> Work required:
Below is a listing; write it out exactly and drop any images from it.

> Data lines:
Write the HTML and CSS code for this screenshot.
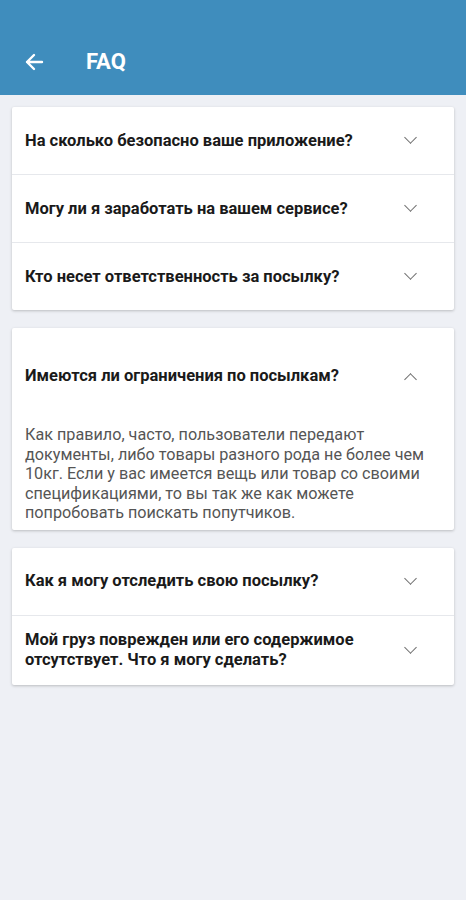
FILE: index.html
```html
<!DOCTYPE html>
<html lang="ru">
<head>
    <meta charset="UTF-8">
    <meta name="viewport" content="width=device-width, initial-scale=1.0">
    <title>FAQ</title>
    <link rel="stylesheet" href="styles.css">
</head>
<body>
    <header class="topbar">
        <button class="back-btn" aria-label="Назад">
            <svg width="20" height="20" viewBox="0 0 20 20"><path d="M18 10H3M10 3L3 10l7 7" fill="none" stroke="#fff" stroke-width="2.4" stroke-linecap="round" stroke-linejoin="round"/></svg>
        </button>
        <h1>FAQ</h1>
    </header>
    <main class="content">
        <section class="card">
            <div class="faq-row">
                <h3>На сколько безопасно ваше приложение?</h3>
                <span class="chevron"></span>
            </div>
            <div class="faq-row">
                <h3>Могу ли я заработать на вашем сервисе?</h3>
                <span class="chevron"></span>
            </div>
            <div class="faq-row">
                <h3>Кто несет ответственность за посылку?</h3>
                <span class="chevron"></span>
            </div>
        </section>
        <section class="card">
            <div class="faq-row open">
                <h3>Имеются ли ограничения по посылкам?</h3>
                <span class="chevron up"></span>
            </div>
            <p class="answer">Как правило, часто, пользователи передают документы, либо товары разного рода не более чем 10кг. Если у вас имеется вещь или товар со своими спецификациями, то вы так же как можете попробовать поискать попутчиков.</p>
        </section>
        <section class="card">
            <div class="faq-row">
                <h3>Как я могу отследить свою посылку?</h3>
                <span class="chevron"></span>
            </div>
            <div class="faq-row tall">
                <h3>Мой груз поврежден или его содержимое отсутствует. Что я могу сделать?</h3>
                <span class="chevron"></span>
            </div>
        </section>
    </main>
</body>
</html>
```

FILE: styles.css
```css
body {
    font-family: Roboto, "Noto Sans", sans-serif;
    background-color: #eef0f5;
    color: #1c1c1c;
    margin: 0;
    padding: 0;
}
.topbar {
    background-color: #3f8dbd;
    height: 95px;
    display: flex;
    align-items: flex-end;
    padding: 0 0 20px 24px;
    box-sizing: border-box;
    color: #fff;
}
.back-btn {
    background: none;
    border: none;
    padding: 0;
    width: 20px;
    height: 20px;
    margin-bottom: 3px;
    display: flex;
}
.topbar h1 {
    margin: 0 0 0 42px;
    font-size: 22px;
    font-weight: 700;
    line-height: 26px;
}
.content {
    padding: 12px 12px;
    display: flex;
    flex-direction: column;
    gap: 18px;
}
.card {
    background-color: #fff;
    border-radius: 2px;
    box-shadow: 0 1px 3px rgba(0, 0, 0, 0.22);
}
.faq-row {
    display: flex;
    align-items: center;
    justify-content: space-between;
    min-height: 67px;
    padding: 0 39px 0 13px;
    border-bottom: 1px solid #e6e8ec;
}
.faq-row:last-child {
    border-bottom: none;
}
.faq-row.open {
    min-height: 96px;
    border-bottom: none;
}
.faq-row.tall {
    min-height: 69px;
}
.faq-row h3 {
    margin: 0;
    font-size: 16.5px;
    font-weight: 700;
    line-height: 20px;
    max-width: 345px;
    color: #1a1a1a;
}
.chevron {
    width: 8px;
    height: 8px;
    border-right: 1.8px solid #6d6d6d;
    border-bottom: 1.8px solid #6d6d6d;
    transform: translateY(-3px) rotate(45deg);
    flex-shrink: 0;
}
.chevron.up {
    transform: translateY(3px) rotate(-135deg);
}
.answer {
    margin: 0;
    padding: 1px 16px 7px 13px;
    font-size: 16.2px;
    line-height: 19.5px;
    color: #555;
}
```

> Response below:
Write the HTML and CSS code for this screenshot.
FILE: index.html
```html
<!DOCTYPE html>
<html lang="ru">
<head>
    <meta charset="UTF-8">
    <meta name="viewport" content="width=device-width, initial-scale=1.0">
    <title>FAQ</title>
    <link rel="stylesheet" href="styles.css">
</head>
<body>
    <header class="topbar">
        <button class="back-btn" aria-label="Назад">
            <svg width="20" height="20" viewBox="0 0 20 20"><path d="M18 10H3M10 3L3 10l7 7" fill="none" stroke="#fff" stroke-width="2.4" stroke-linecap="round" stroke-linejoin="round"/></svg>
        </button>
        <h1>FAQ</h1>
    </header>
    <main class="content">
        <section class="card">
            <div class="faq-row">
                <h3>На сколько безопасно ваше приложение?</h3>
                <span class="chevron"></span>
            </div>
            <div class="faq-row">
                <h3>Могу ли я заработать на вашем сервисе?</h3>
                <span class="chevron"></span>
            </div>
            <div class="faq-row">
                <h3>Кто несет ответственность за посылку?</h3>
                <span class="chevron"></span>
            </div>
        </section>
        <section class="card">
            <div class="faq-row open">
                <h3>Имеются ли ограничения по посылкам?</h3>
                <span class="chevron up"></span>
            </div>
            <p class="answer">Как правило, часто, пользователи передают документы, либо товары разного рода не более чем 10кг. Если у вас имеется вещь или товар со своими спецификациями, то вы так же как можете попробовать поискать попутчиков.</p>
        </section>
        <section class="card">
            <div class="faq-row">
                <h3>Как я могу отследить свою посылку?</h3>
                <span class="chevron"></span>
            </div>
            <div class="faq-row tall">
                <h3>Мой груз поврежден или его содержимое отсутствует. Что я могу сделать?</h3>
                <span class="chevron"></span>
            </div>
        </section>
    </main>
</body>
</html>
```

FILE: styles.css
```css
body {
    font-family: Roboto, "Noto Sans", sans-serif;
    background-color: #eef0f5;
    color: #1c1c1c;
    margin: 0;
    padding: 0;
}
.topbar {
    background-color: #3f8dbd;
    height: 95px;
    display: flex;
    align-items: flex-end;
    padding: 0 0 20px 24px;
    box-sizing: border-box;
    color: #fff;
}
.back-btn {
    background: none;
    border: none;
    padding: 0;
    width: 20px;
    height: 20px;
    margin-bottom: 3px;
    display: flex;
}
.topbar h1 {
    margin: 0 0 0 42px;
    font-size: 22px;
    font-weight: 700;
    line-height: 26px;
}
.content {
    padding: 12px 12px;
    display: flex;
    flex-direction: column;
    gap: 18px;
}
.card {
    background-color: #fff;
    border-radius: 2px;
    box-shadow: 0 1px 3px rgba(0, 0, 0, 0.22);
}
.faq-row {
    display: flex;
    align-items: center;
    justify-content: space-between;
    min-height: 67px;
    padding: 0 39px 0 13px;
    border-bottom: 1px solid #e6e8ec;
}
.faq-row:last-child {
    border-bottom: none;
}
.faq-row.open {
    min-height: 96px;
    border-bottom: none;
}
.faq-row.tall {
    min-height: 69px;
}
.faq-row h3 {
    margin: 0;
    font-size: 16.5px;
    font-weight: 700;
    line-height: 20px;
    max-width: 345px;
    color: #1a1a1a;
}
.chevron {
    width: 8px;
    height: 8px;
    border-right: 1.8px solid #6d6d6d;
    border-bottom: 1.8px solid #6d6d6d;
    transform: translateY(-3px) rotate(45deg);
    flex-shrink: 0;
}
.chevron.up {
    transform: translateY(3px) rotate(-135deg);
}
.answer {
    margin: 0;
    padding: 1px 16px 7px 13px;
    font-size: 16.2px;
    line-height: 19.5px;
    color: #555;
}
```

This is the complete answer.